Home » Are speculators turning to options? BTC analysis with Prof. Chaîne

Are speculators turning to options? BTC analysis with Prof. Chaîne

by Thomas

The amount of capital invested in options has exceeded that of futures for the first time since 2023, signaling a clear preference among speculators: the structure of Bitcoin derivatives markets has changed.

Red for the holidays!

As the price of BTC consolidates between $85,000 and $95,000, the likelihood of a short-lived technical rebound increases. As the weeks go by, the market is becoming increasingly entrenched in a context of the end of the bull market. Demand on the spot markets remains limited, and liquidity in the derivatives markets comes mainly from options, which is insufficient to fuel a serious recovery.

As 2025 draws to a close, it seems essential to revisit an interesting dynamic that has gone unnoticed in recent months: the structure of the derivatives markets has changed profoundly in recent months. Let’s take stock.

Figure 1: Daily BTC price

Diversified speculation

Derivatives market players have many tools at their disposal to speculate while managing their risk. Historically, futures contracts have been very popular, thanks in particular to the services of giants such as Bybit, Binance, and the now defunct FTX.

These contracts attract significant volumes of capital, reaching nearly 480,000 BTC in open positions in December 2024. However, this number is down in 2025, with nearly 350,000 BTC currently.

While this decline can be partly explained by major liquidations in recent months, it is possible that demand for this type of instrument is shifting elsewhere.

Note: these data do not take into account the open interest of Chicago Mercantile Exchange (CME) futures contracts, estimated at nearly 125,000 BTC.

Figure 2: Open interest in BTC futures contracts

Perpetual contracts, unlike futures contracts, do not have expiration dates. They are also one of the favorite instruments of speculators and have maintained open interest of 300,000 to 400,000 BTC since the end of 2022. This stability over several years suggests that perpetual contracts remain a preferred tool for investors, despite a notable drop in 2025, as with futures.

Figure 3: Open interest in BTC perpetual contracts

On the other hand, options recorded continued growth in open interest in 2024 and 2025, to the point of becoming the dominant segment of Bitcoin derivatives markets in terms of capital invested.

As options are widely used by traditional financial institutions for risk management, this movement suggests the arrival of new players in the derivatives markets.

Whereas retail investors more often use simple futures and perpetual contracts, institutional investors hedge with strategies that are more sophisticated than simple positions on futures contracts.

Note: An option is a financial contract that gives the holder the right, but not the obligation, to buy or sell a defined asset at a predetermined price (called the strike price) on a specific date (the expiration date).

Figure 4: Open interest in BTC options contracts

The enthusiasm for options in 2025 is even more apparent when the three types of contracts are measured side by side, with a clear upward trend contrasting with the declines in open interest for futures and perpetuals.

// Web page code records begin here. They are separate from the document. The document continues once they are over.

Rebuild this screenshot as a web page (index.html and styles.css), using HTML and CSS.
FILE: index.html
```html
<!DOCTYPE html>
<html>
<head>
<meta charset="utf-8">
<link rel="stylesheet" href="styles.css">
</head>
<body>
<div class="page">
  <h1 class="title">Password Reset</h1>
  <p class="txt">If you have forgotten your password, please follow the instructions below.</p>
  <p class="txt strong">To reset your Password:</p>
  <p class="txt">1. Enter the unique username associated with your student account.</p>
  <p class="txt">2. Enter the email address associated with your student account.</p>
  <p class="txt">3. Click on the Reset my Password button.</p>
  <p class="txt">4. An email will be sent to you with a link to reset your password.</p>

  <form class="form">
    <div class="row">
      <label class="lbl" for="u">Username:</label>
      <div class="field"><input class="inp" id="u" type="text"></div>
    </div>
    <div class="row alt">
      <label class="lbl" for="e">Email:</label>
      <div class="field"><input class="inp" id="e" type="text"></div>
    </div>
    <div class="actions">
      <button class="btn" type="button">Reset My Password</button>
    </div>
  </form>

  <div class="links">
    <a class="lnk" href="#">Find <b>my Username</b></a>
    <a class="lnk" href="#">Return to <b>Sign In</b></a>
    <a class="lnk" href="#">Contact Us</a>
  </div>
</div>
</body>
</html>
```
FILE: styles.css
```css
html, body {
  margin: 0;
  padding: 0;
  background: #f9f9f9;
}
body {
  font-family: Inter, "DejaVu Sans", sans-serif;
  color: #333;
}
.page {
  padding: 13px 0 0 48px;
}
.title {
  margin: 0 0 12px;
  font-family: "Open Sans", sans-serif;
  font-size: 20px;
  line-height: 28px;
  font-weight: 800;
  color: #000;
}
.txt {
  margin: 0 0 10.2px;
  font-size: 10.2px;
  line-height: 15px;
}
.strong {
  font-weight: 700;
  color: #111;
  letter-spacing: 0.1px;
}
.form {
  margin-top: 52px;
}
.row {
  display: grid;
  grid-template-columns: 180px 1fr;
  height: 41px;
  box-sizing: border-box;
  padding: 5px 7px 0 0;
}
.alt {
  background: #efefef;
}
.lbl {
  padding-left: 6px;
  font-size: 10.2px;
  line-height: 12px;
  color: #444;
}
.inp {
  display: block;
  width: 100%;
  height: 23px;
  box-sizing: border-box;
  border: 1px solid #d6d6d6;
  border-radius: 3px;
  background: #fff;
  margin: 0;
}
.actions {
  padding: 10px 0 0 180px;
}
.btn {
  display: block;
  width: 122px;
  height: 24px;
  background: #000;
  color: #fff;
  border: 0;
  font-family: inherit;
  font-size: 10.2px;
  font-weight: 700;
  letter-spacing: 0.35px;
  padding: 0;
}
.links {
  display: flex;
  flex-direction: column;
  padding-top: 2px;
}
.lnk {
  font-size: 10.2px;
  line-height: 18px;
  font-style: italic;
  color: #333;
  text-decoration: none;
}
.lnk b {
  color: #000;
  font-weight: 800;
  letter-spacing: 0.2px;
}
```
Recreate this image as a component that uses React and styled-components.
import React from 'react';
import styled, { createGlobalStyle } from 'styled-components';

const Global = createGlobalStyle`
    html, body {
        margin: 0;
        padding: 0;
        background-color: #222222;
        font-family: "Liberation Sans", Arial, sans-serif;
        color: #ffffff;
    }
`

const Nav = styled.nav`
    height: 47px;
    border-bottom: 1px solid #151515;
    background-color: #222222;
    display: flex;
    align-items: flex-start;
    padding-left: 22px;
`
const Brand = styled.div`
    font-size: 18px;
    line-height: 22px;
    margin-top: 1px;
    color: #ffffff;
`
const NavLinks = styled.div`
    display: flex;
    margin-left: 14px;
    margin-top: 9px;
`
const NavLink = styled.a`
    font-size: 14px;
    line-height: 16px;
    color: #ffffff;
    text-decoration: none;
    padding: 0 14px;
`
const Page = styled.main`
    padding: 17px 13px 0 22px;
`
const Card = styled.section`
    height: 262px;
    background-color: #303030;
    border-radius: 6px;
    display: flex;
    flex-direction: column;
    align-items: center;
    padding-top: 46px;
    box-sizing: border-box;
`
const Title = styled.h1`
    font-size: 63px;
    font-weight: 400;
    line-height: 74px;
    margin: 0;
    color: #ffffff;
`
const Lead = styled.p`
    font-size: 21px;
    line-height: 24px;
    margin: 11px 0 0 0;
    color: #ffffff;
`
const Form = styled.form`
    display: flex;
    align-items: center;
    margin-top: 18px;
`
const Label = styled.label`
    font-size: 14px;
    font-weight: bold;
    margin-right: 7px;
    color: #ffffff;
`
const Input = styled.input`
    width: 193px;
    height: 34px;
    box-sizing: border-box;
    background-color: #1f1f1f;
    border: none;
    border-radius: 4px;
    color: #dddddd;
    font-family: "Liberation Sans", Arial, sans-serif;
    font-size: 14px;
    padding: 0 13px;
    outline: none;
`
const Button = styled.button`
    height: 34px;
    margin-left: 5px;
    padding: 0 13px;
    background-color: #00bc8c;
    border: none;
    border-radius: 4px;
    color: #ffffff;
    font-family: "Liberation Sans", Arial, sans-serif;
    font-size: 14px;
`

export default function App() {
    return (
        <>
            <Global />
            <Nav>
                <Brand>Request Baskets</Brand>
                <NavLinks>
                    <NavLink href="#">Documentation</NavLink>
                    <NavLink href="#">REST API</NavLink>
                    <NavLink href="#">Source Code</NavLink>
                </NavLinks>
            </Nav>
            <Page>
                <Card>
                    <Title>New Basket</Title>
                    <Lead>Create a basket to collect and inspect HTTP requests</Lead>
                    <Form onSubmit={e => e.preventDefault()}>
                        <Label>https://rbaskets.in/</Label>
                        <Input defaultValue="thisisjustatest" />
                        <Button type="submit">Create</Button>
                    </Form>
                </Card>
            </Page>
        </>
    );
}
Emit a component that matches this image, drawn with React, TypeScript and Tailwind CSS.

The amount of capital invested in options exceeds that of futures (including CME) for the first time since 2023, standing at nearly 650,000 BTC, signaling a clear preference among certain operators for this type of financial instrument.

Figure 5: Open interest in BTC derivatives contracts

Considerable volumes

Derivatives markets generate impressive volumes of capital. Despite the decline in activity in futures and perpetual contracts, they are estimated at nearly 400,000 BTC per day, compared to tens of thousands for options.

The contrast with the total volume of spot exchanges (around 100,000 BTC) is significant, meaning that there are now more “paper bitcoins”—financial positions—than bitcoins actually held on spot exchanges.

This phenomenon can be interpreted as a sign of the maturing BTC market, which is opening up to new capital flows and new investment methods that go beyond the limits of its spot market.

Figure 6: Derivatives contract volumes and spot exchange volumes

It is interesting to note that the rise of the derivatives markets was felt as early as the beginning of 2023, when the total volume of derivatives contracts exceeded the total daily volume of spot exchanges at around 500,000 BTC per day.

Since then, the volumes moved by the derivatives markets have been dominant, creating a mass of “paper bitcoins” capable of influencing the spot price of BTC.

In the future, we will delve deeper into the analysis of signals offered by derivatives markets, particularly in terms of options markets, which hold important information about the behavior of institutional capital.

Figure 7: Total volume of derivative contracts and spot exchange volume

Summary of this on-chain analysis of Bitcoin (BTC)

In 2025, interest in options reached an unprecedented level, with a clear upward trend in open interest, contrasting with declines in open interest in futures and perpetuals.

The amount of capital invested in options exceeds that of futures (including CME) for the first time since 2023, reaching nearly 650,000 BTC, signaling a clear preference among certain operators for this type of financial instrument.

As options are known to be used in many risk management strategies by traditional financial institutions, this suggests that a new range of participants is entering the derivatives markets with strategies that are more sophisticated than simple positions on futures contracts.